Kay Nehm, Germany’s top federal prosecutor, has described Motassadeq’s role in the cell as “a cog without whom the thing would not have worked” and has accused him of funneling thousands of dollars to the Sept. 11 pilots, who were his friends and fellow students in the northern German port city.

During a break Tuesday, defense attorney Hans Leistritz said, “Our client was not the paymaster of the attackers in Hamburg, let alone of Osama bin Laden.”

The trial, which could last until spring, is expected to open a window into the secretive Hamburg cell and a more-than-yearlong German investigation that involved unprecedented international cooperation. More than 160 witnesses could be called.

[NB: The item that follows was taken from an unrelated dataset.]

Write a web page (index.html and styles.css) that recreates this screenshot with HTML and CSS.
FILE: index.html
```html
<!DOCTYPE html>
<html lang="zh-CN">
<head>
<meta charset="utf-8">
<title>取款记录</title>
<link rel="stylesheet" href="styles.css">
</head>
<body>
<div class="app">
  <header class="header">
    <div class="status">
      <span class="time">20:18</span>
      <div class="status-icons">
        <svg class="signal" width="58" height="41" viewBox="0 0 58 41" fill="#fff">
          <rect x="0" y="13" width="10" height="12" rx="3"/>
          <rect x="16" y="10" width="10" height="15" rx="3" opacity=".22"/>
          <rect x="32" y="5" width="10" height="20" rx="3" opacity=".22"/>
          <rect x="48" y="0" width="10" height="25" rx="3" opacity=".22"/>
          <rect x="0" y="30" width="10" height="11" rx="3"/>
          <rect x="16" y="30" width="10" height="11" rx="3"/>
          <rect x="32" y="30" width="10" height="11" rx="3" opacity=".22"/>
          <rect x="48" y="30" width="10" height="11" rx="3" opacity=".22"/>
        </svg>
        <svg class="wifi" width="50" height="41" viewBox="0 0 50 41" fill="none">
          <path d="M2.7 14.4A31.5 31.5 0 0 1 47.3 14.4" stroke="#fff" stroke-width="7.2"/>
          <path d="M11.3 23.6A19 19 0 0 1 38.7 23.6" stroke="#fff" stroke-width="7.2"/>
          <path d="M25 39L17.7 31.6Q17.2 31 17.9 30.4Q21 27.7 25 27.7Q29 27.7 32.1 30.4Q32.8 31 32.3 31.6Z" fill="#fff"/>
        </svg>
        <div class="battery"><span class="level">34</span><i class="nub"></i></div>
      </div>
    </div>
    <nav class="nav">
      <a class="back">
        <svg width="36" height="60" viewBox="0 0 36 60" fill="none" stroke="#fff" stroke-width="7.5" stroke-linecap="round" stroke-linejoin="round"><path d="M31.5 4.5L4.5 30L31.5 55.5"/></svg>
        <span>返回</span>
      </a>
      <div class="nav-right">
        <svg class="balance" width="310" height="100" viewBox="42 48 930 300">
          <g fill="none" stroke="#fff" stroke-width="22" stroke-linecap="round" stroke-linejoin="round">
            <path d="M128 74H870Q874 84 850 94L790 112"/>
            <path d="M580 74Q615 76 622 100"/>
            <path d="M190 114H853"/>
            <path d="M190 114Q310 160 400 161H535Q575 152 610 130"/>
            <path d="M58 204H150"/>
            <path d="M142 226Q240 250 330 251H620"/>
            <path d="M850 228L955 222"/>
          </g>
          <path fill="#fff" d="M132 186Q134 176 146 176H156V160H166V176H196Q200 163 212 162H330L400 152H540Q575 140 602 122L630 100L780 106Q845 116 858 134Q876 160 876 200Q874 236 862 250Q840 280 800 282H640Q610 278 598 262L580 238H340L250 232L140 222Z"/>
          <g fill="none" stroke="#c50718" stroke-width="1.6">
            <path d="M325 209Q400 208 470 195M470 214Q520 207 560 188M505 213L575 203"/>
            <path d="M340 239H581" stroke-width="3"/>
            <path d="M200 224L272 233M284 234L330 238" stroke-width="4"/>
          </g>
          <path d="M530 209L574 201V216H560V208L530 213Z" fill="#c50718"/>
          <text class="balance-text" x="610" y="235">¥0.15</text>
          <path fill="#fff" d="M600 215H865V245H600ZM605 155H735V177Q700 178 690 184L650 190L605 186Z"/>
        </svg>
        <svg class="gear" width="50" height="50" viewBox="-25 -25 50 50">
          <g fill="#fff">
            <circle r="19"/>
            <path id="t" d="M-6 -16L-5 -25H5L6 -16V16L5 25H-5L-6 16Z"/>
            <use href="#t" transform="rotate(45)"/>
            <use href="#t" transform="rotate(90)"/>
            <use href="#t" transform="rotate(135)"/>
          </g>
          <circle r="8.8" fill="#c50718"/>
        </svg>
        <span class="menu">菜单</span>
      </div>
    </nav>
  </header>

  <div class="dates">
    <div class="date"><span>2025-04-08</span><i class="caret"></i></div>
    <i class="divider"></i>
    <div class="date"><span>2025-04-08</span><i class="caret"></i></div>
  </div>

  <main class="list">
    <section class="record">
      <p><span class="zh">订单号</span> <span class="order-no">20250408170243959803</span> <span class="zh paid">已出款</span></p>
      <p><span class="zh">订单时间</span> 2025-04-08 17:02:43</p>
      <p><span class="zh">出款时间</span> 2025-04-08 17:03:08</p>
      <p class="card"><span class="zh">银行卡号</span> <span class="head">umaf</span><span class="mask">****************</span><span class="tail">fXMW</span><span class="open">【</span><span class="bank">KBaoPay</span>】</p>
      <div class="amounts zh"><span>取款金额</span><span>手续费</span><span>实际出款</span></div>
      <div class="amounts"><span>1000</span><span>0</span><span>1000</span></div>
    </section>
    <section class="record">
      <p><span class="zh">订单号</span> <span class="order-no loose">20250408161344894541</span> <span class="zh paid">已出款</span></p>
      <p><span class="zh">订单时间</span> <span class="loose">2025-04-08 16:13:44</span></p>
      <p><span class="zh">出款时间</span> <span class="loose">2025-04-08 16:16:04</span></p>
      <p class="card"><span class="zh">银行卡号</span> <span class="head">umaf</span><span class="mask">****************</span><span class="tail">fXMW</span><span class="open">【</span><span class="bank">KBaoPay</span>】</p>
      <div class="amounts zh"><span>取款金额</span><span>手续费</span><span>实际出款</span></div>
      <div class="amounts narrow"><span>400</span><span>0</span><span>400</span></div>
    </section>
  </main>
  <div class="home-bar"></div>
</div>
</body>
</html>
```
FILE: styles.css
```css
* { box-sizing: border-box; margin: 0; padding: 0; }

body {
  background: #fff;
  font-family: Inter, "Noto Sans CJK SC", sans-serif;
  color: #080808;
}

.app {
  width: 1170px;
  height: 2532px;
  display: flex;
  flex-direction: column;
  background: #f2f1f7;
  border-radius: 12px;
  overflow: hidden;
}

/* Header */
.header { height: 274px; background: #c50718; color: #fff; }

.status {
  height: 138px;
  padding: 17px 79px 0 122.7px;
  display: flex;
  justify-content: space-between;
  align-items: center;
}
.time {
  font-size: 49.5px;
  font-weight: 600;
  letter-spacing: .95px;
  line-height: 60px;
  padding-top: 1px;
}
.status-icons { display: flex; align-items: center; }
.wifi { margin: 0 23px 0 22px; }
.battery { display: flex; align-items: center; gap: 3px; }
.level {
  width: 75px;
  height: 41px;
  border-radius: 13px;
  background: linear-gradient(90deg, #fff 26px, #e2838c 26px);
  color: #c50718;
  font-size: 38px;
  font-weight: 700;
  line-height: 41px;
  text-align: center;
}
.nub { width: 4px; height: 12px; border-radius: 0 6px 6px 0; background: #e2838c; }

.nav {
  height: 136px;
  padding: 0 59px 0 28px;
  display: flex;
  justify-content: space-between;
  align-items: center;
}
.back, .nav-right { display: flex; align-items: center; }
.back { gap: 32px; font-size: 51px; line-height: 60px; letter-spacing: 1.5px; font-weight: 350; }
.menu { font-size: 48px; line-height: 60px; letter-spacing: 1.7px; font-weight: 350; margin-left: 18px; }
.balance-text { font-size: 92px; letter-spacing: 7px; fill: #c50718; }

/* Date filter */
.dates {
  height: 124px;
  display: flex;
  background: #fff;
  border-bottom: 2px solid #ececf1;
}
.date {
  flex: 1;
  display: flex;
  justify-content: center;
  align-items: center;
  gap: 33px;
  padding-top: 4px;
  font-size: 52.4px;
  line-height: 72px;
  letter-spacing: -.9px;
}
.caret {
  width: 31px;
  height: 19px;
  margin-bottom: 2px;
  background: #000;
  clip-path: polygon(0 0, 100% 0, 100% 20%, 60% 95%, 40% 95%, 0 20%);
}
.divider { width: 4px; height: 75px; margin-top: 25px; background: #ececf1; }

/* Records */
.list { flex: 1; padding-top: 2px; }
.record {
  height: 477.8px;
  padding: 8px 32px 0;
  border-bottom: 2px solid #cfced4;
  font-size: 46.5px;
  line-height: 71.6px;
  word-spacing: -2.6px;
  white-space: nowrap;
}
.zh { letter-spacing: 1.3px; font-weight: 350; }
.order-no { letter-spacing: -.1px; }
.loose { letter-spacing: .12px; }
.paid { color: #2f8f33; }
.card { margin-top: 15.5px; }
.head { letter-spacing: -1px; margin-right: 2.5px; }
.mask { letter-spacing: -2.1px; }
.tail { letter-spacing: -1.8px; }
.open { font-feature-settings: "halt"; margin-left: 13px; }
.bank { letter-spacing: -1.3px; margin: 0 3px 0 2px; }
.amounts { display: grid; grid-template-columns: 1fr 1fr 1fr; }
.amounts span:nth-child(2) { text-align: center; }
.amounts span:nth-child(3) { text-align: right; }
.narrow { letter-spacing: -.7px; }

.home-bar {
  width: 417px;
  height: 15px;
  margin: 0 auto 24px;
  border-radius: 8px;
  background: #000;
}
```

Wearing a loose-fitting gray jersey and a trimmed beard, Motassadeq (Moh-tah-SAH-dek) answered judges’ questions in German for two and a half hours, his voice calm, his words measured. Motassadeq, the judges and the lawyers sat behind a wall of bulletproof glass separating them from spectators.

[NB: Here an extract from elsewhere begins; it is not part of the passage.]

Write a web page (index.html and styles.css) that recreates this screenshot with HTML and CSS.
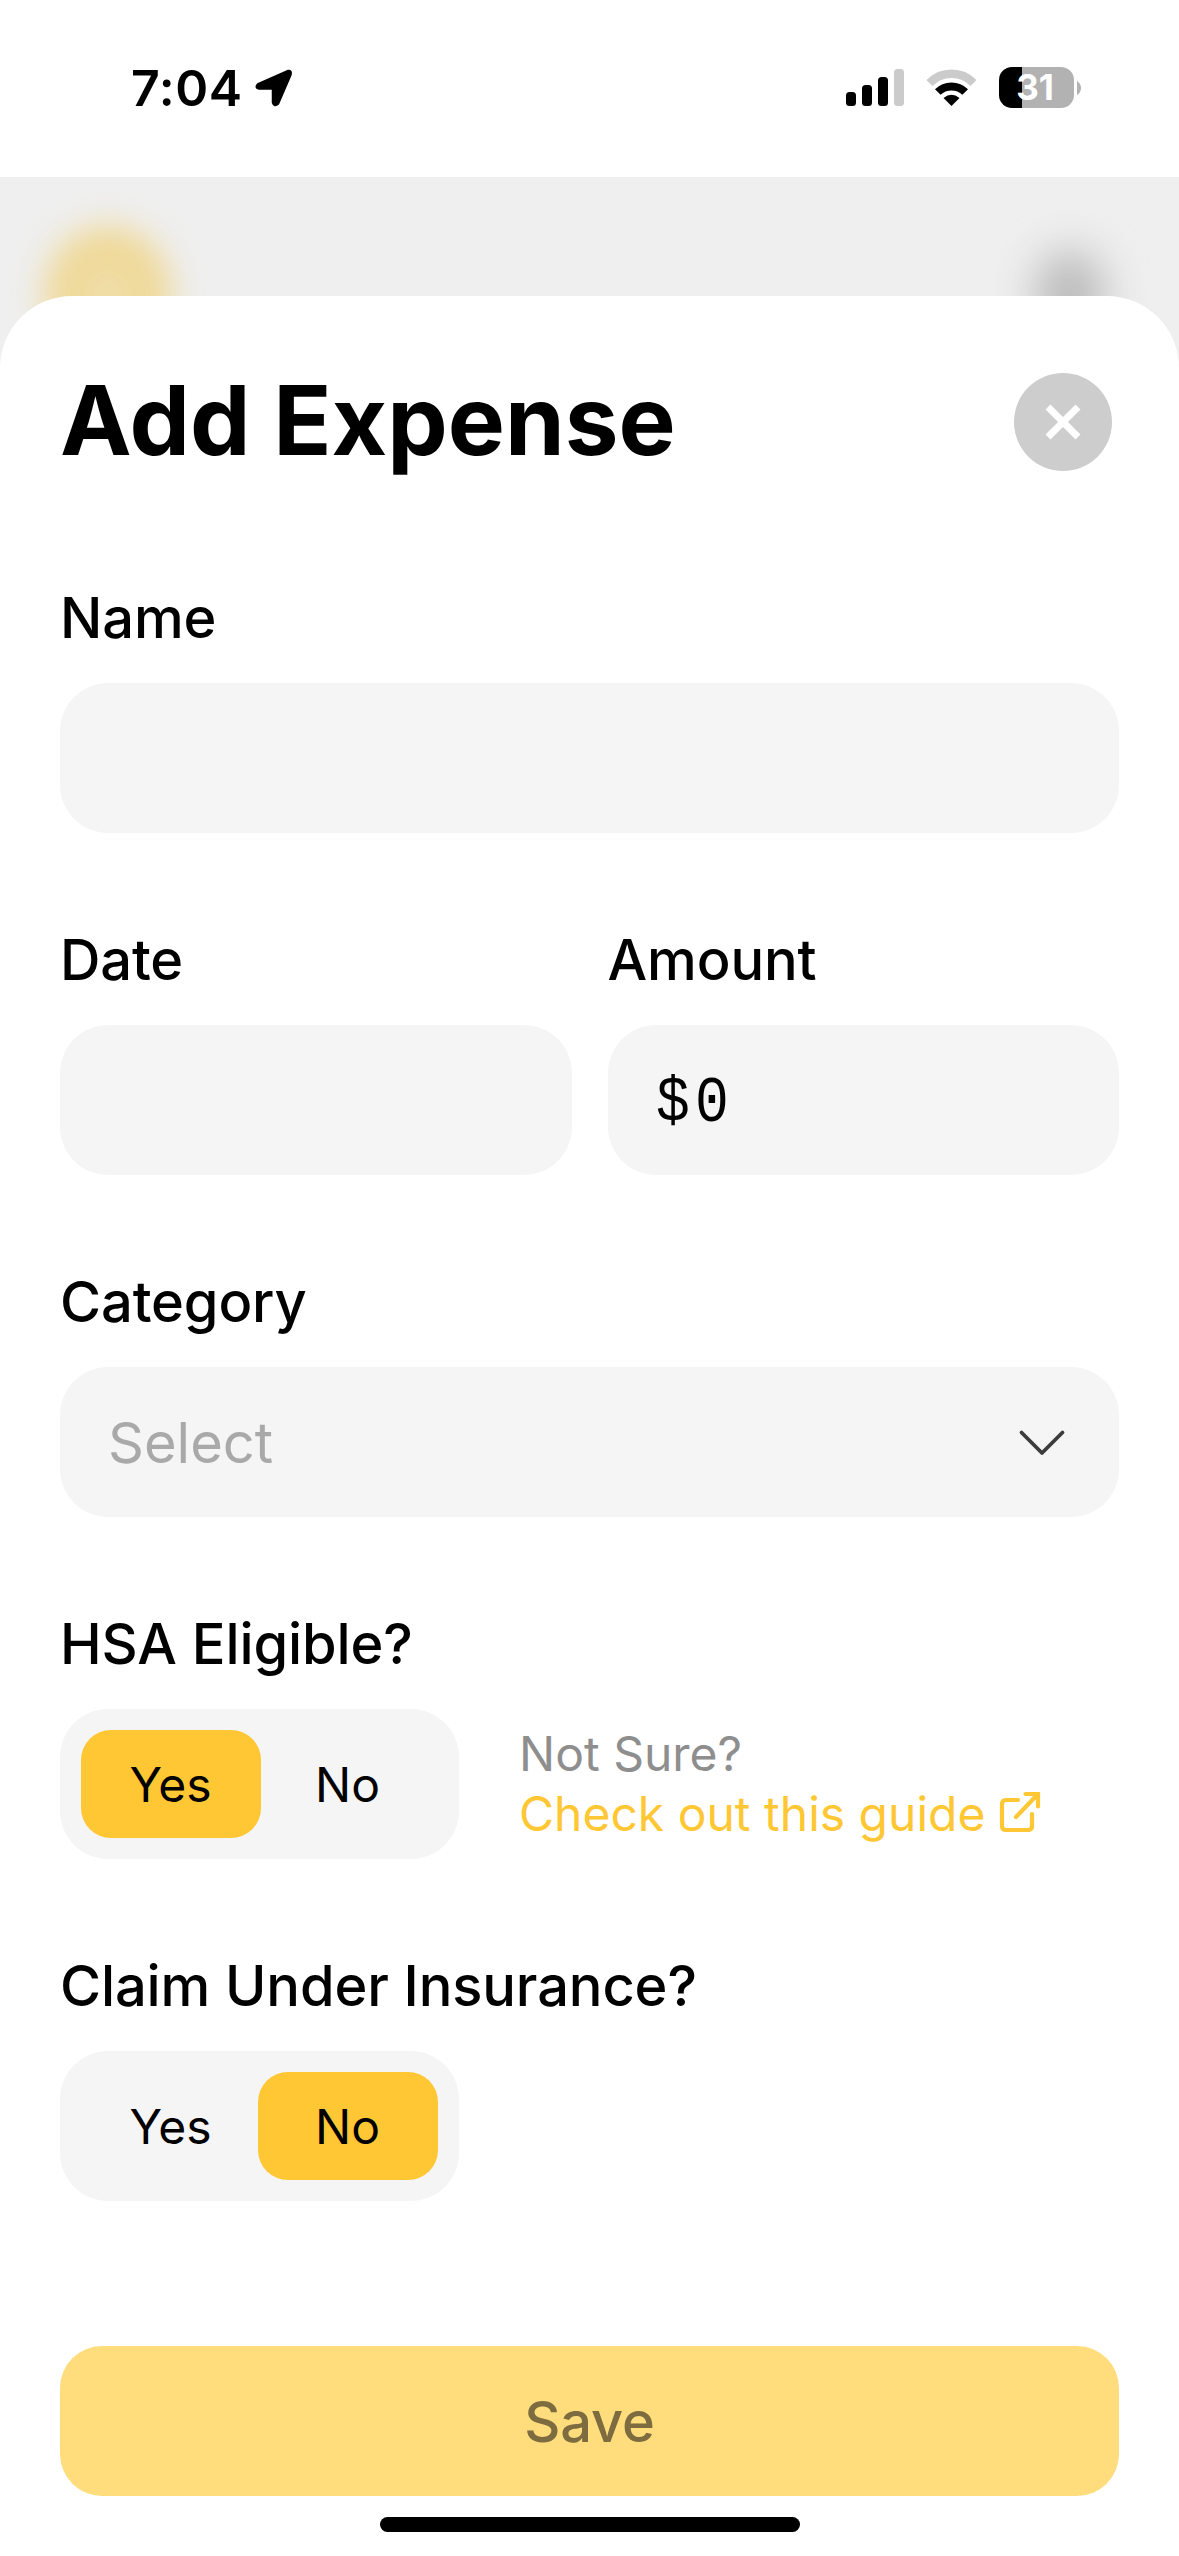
FILE: index.html
```html
<!DOCTYPE html>
<html lang="en">
<head>
<meta charset="utf-8">
<title>Add Expense</title>
<link rel="stylesheet" href="styles.css">
</head>
<body>
<div class="screen">
  <header class="status">
    <div class="status-left">
      <span class="time">7:04</span>
      <svg class="location" width="40" height="40" viewBox="0 0 40 40"><path d="M4.500 16.500 L34 3.500 Q37 3 36 6.500 L23.500 35.500 Q20.500 38 19.500 34.500 V20 H5 Q1.500 19.500 4.500 16.500 Z" fill="#000" stroke="#000" stroke-width="3.500" stroke-linejoin="round"/></svg>
    </div>
    <div class="status-right">
      <svg class="signal" width="58" height="38" viewBox="0 0 58 38"><rect x="0" y="23" width="10" height="14" rx="3.500"/><rect x="16" y="16" width="10" height="21" rx="3.500"/><rect x="32" y="8" width="10" height="29" rx="3.500"/><rect x="48" y="0" width="10" height="37" rx="3.500" fill="#cbcbcb"/></svg>
      <svg class="wifi" width="51" height="38" viewBox="0 0 51 38"><path d="M3.500 14 A31 31 0 0 1 47.500 14" fill="none" stroke="#cbcbcb" stroke-width="8.500"/><path d="M11.800 23 A19.500 19.500 0 0 1 39.200 23" fill="none" stroke="#000" stroke-width="8"/><path d="M25.500 37 L17.500 29 Q25.500 22.500 33.500 29 Z"/></svg>
      <div class="battery"><span class="battery-level">31</span></div>
      <svg class="nub" width="4" height="14" viewBox="0 0 4 14"><path d="M0 0 Q4 2.500 4 7 T0 14 Z" fill="#b2b2b2"/></svg>
    </div>
  </header>
  <main class="backdrop">
    <div class="blob blob-avatar"></div>
    <div class="blob blob-menu"></div>
    <form class="sheet">
      <div class="heading">
        <h1 class="title">Add Expense</h1>
        <button class="close" type="button" aria-label="Close"><svg width="36" height="36" viewBox="0 0 36 36"><path d="M3 3 L33 33 M33 3 L3 33" stroke="#fff" stroke-width="7"/></svg></button>
      </div>
      <section class="group">
        <div class="label">Name</div>
        <div class="field"></div>
      </section>
      <div class="columns">
        <section class="group">
          <div class="label">Date</div>
          <div class="field"></div>
        </section>
        <section class="group">
          <div class="label">Amount</div>
          <div class="field"><span class="amount">$0</span></div>
        </section>
      </div>
      <section class="group">
        <div class="label">Category</div>
        <div class="field select"><span class="placeholder">Select</span><svg class="chevron" width="48" height="28" viewBox="0 0 48 28"><path d="M3.500 3.500 L24 24 L44.500 3.500" fill="none" stroke="#3c3c3c" stroke-width="3.800" stroke-linecap="round" stroke-linejoin="round"/></svg></div>
      </section>
      <section class="group">
        <div class="label">HSA Eligible?</div>
        <div class="choice">
          <div class="segmented"><span class="option selected">Yes</span><span class="option">No</span></div>
          <div class="hint">
            <span class="hint-text">Not Sure?</span>
            <a class="guide"><span class="guide-text">Check out this guide</span><svg width="42" height="42" viewBox="0 0 42 42"><path d="M19 9 H7 Q3 9 3 13 V35 Q3 39 7 39 H29 Q33 39 33 35 V23 M26.500 3 H39 V15.500 M39 3 L17 26" fill="none" stroke="#ffc734" stroke-width="4.200" stroke-linecap="round"/></svg></a>
          </div>
        </div>
      </section>
      <section class="group">
        <div class="label">Claim Under Insurance?</div>
        <div class="segmented"><span class="option">Yes</span><span class="option selected">No</span></div>
      </section>
      <button class="save" type="button">Save</button>
      <div class="home-indicator"></div>
    </form>
  </main>
</div>
</body>
</html>
```
FILE: styles.css
```css
* { box-sizing: border-box; }
body { margin: 0; background: #fff; font-family: Inter, "Liberation Sans", sans-serif; color: #000; }
.screen { width: 1179px; height: 2556px; display: flex; flex-direction: column; overflow: hidden; }

.status { height: 177px; padding: 67px 98px 0 131px; display: flex; justify-content: space-between; }
.status-left { display: flex; align-items: flex-start; gap: 11px; padding-top: 1px; }
.time { font-size: 50px; line-height: 40px; font-weight: 560; letter-spacing: 0.6px; }
.status-right { display: flex; align-items: flex-start; }
.signal { margin: 2px 22px 0 0; }
.wifi { margin: 2px 22px 0 0; }
.battery { width: 75px; height: 41px; border-radius: 13px; display: flex; justify-content: center; align-items: center; background: linear-gradient(90deg, #000 23px, #b2b2b2 23px); }
.battery-level { margin-right: 3px; color: #fff; font-size: 35px; line-height: 41px; font-weight: 700; }
.nub { margin: 14px 0 0 3px; }

.backdrop { position: relative; flex: 1; padding-top: 119px; background: #efefef; overflow: hidden; }
.blob { position: absolute; border-radius: 50%; }
.blob-avatar { left: 46px; top: 51px; width: 124px; height: 132px; background: radial-gradient(circle, #f0dfae 15%, #efd488 60%); filter: blur(17px); }
.blob-menu { left: 1034px; top: 73px; width: 72px; height: 90px; background: #bcbcbc; filter: blur(20px); }

.sheet { position: relative; height: 2260px; padding: 74px 60px 0; border-radius: 72px 72px 0 0; background: #fff; display: flex; flex-direction: column; }
.heading { height: 104px; margin-bottom: 83px; padding-right: 7px; display: flex; justify-content: space-between; align-items: center; }
.title { margin: 0; font-size: 96px; line-height: 100px; padding-bottom: 4px; font-weight: 700; }
.close { width: 98px; height: 98px; border: 0; padding: 0; border-radius: 50%; background: #cdcdcd; display: flex; align-items: center; justify-content: center; }

.group { display: flex; flex-direction: column; gap: 30px; height: 276px; margin-bottom: 66px; }
.columns { display: grid; grid-template-columns: 1fr 1fr; gap: 36px; }
.label { height: 96px; padding-top: 25px; font-size: 56px; line-height: 72px; font-weight: 500; letter-spacing: -0.12px; white-space: nowrap; }
.field { height: 150px; flex: none; border-radius: 48px; background: #f5f5f5; padding: 0 48px; display: flex; align-items: center; }
.select { justify-content: space-between; padding-right: 53px; }
.placeholder { padding-top: 2px; font-size: 56px; color: #a9a9a9; }
.chevron { margin-top: 2px; }
.amount { padding-top: 8px; font-family: "Liberation Mono", monospace; font-size: 64px; letter-spacing: 6px; transform: scaleX(0.88); transform-origin: left center; }

.choice { display: flex; align-items: center; gap: 60px; }
.segmented { width: 399px; height: 150px; flex: none; padding: 21px; border-radius: 48px; background: #f5f5f5; display: flex; }
.option { width: 180px; height: 108px; padding-right: 1px; border-radius: 30px; font-size: 48px; display: flex; align-items: center; justify-content: center; }
.option + .option { margin-left: -3px; }
.selected { background: #ffc734; }
.hint { display: flex; flex-direction: column; font-size: 48px; line-height: 60px; white-space: nowrap; }
.hint-text { color: #8e8e8e; }
.guide { display: flex; color: #ffc734; gap: 14px; }
.guide svg { margin-top: 7px; }

.save { height: 150px; flex: none; margin-top: 79px; border: 0; padding: 2px 0 0; border-radius: 42px; background: #ffdd7c; color: #7c6c3f; font: 500 56px Inter, sans-serif; letter-spacing: -0.12px; }
.home-indicator { width: 420px; height: 15px; flex: none; margin: 21px auto 0; border-radius: 8px; background: #000; }
```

Motassadeq’s acknowledgement that he had traveled to Afghanistan came as a surprise. He had denied it to German investigators, and said Tuesday that not even his wife or father knew.

Asked when he last saw his friend Mohamed Atta, commander of the Sept. 11 attacks and the pilot of the first plane that struck the World Trade Center, Motassadeq said it was when he consulted with Atta as he was preparing to travel to Pakistan and Afghanistan.

For three weeks in the summer of 2000, Motassadeq said, he learned how to shoot a Kalashnikov assault rifle at the training camp near Kandahar, Afghanistan, which was then a Taliban stronghold. Two other alleged members of the Hamburg cell were there, he said – Zachariya Essabar, who is wanted by German authorities, and Abdelghani Mzoudi, who was arrested in Hamburg earlier this month.

Motassadeq said he knew the camp was run by bin Laden, who had visited before, but that he had never heard the words “al-Qaida,” the name of the Saudi millionaire’s terrorist organization.

While proclaiming belief in nonviolence, Motassadeq said his understanding of the Koran compelled Muslims to train with weapons. He likened his training to service in the German Army.

The Marrakech-born student arrived in Germany in 1993 and after two years mastered enough of the language to enroll in an electrical engineering program at the Technical University of Hamburg-Harburg, where he met Atta. Motassadeq said they often talked of the plight of the Palestinians and of the rebellious Russian republic of Chechnya. He said Atta and Marwan al Shehhi, who piloted the second airliner into the World Trade Center, headed to Afghanistan in November 1999 to train to fight in Chechnya. At the camps, however, Atta and al Shehhi were told there were enough fighters in Chechnya, Motassadeq said.

Upon Atta’s return, he told Motassadeq he was moving to Malaysia to continue his graduate studies, the defendant testified.

Prosecutors contend that the Hamburg cell – composed of at least eight students, three of whom died piloting the hijacked planes – were planning an aerial attack on the United States by fall 1999 at the latest, and their actions arose from what Nehm called “a hatred of worldwide Jewry and the United States.”

“Like other group members remaining in Hamburg, (Motassadeq) was involved in the attack preparations up to the end,” Nehm said in August, announcing the indictment. “He knew the objectives of the organization that were aimed at committing terrorist attacks and he supported the planning and preparation of these attacks in multiple ways.”

Prosecutors say Motassadeq controlled al Shehhi’s bank account and covered for the students while they were away from Hamburg and preparing for the attacks.

In an interview with Knight Ridder two weeks after the attacks, Motassadeq said he casually knew the pilots from Hamburg’s al Quds mosque and from the university, where he had studied with two of them.

When he learned they were being blamed for the Sept. 11 attacks, “I was shocked,” he said. He told CNN last fall that it was common for foreign students to name friends as co-signers of their bank accounts, according to Ruediger Bendlin, a spokesman for the technical university, who sat in on the interview.

“He said he had power of attorney for al Shehhi’s bank account, but he never moved any money through it,” Bendlin said. “He said he did it `because we are friends. Because we are Muslims. We trust each other and it is quite normal for foreign students.’ “

Authorities questioned Motassadeq six days after the attacks, but had insufficient evidence to detain him. After learning he’d bought tickets to fly to Morocco, they arrested him Nov. 28 in his home, where he lived with his wife, Maria Pavlova, a Russian who also studied electrical engineering at the university. The couple has two children, ages 2 years and 10 months.